Highly efficient photocatalytic degradation of the emerging pollutant ciprofloxacin via the rational design of a magnetic interfacial junction of mangosteen peel waste-derived 3D graphene hybrid material

Abstract

Suppressing the recombination of light-induced carriers in semiconductor photocatalysts is crucial but challenging for high-activity photocatalysis. In addition to the current substantially developed strategies, such as the built-in field of catalytic heterostructures, other promising alternatives need to be explored.
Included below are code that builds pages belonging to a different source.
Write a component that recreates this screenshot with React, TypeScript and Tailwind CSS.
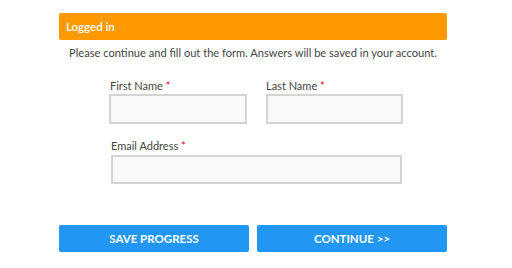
export default function App() {
  return (
    <div className="w-[512px] h-[268px] bg-white pt-[13px] pl-[59px]" style={{ fontFamily: "Lato, 'Open Sans', sans-serif" }}>
      <div className="w-[388px]">
        {/* Status banner */}
        <div className="h-[27px] bg-[#ff9900] rounded-[2px] flex items-center pl-[7px] text-[11.5px] font-semibold text-white">
          Logged in
        </div>
        <p className="mt-[6px] text-center text-[11.1px] leading-[14px] text-[#444]">
          Please continue and fill out the form. Answers will be saved in your account.
        </p>

        {/* Form fields */}
        <div className="ml-[50px] mt-[19px] w-[294px]">
          <div className="flex gap-[19px]">
            <label className="flex flex-col">
              <span className="text-[11px] leading-[14px] text-[#444] pl-[1px]">
                First Name <span className="text-[#e2001a]">*</span>
              </span>
              <input className="mt-[1px] w-[138px] h-[30px] bg-[#f9f9f9] border-2 border-[#d4d4d4]" />
            </label>
            <label className="flex flex-col">
              <span className="text-[11px] leading-[14px] text-[#444]">
                Last Name <span className="text-[#e2001a]">*</span>
              </span>
              <input className="mt-[1px] w-[137px] h-[30px] bg-[#f9f9f9] border-2 border-[#d4d4d4]" />
            </label>
          </div>
          <label className="flex flex-col mt-[15px] pl-[2px]">
            <span className="text-[11px] leading-[14px] text-[#444]">
              Email Address <span className="text-[#e2001a]">*</span>
            </span>
            <input className="mt-[2px] w-[291px] h-[29px] bg-[#f9f9f9] border-2 border-[#d4d4d4]" />
          </label>
        </div>

        {/* Actions */}
        <div className="mt-[41px] flex gap-[8px]">
          <button className="w-[190px] h-[27px] bg-[#2196f3] rounded-[2px] text-white text-[11.5px] font-bold">
            SAVE PROGRESS
          </button>
          <button className="w-[190px] h-[27px] bg-[#2196f3] rounded-[2px] text-white text-[11.5px] font-bold">
            CONTINUE &gt;&gt;
          </button>
        </div>
      </div>
    </div>
  )
}
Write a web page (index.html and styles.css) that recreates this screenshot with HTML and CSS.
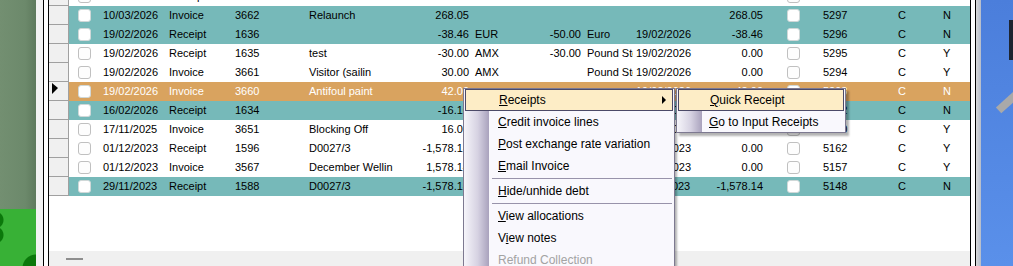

Herein, a mangosteen peel waste-derived 3D graphene hybrid material with a magnetic interfacial junction was constructed to obtain insights into its highly efficient photocatalytic performance by boosting carrier transfer efficiency with the assistance of a magnetic field. The spin-related behavior of the ferromagnetic alignment of the magnetic interfacial junction of the designed 3D graphene/Cd_0.5Zn_0.5S hybrids plays an essential role in improving the photocatalytic performance, with ciprofloxacin degradation efficiency reaching 95% removal in 15 min, which is a 67% reduction in photocatalytic degradation time. This photocatalytic performance is outstanding in comparison to previous research without an applied external magnetic field. With low energy consumption, this magnetic field strategy provides a new perspective for water treatment as well as various catalytic fields.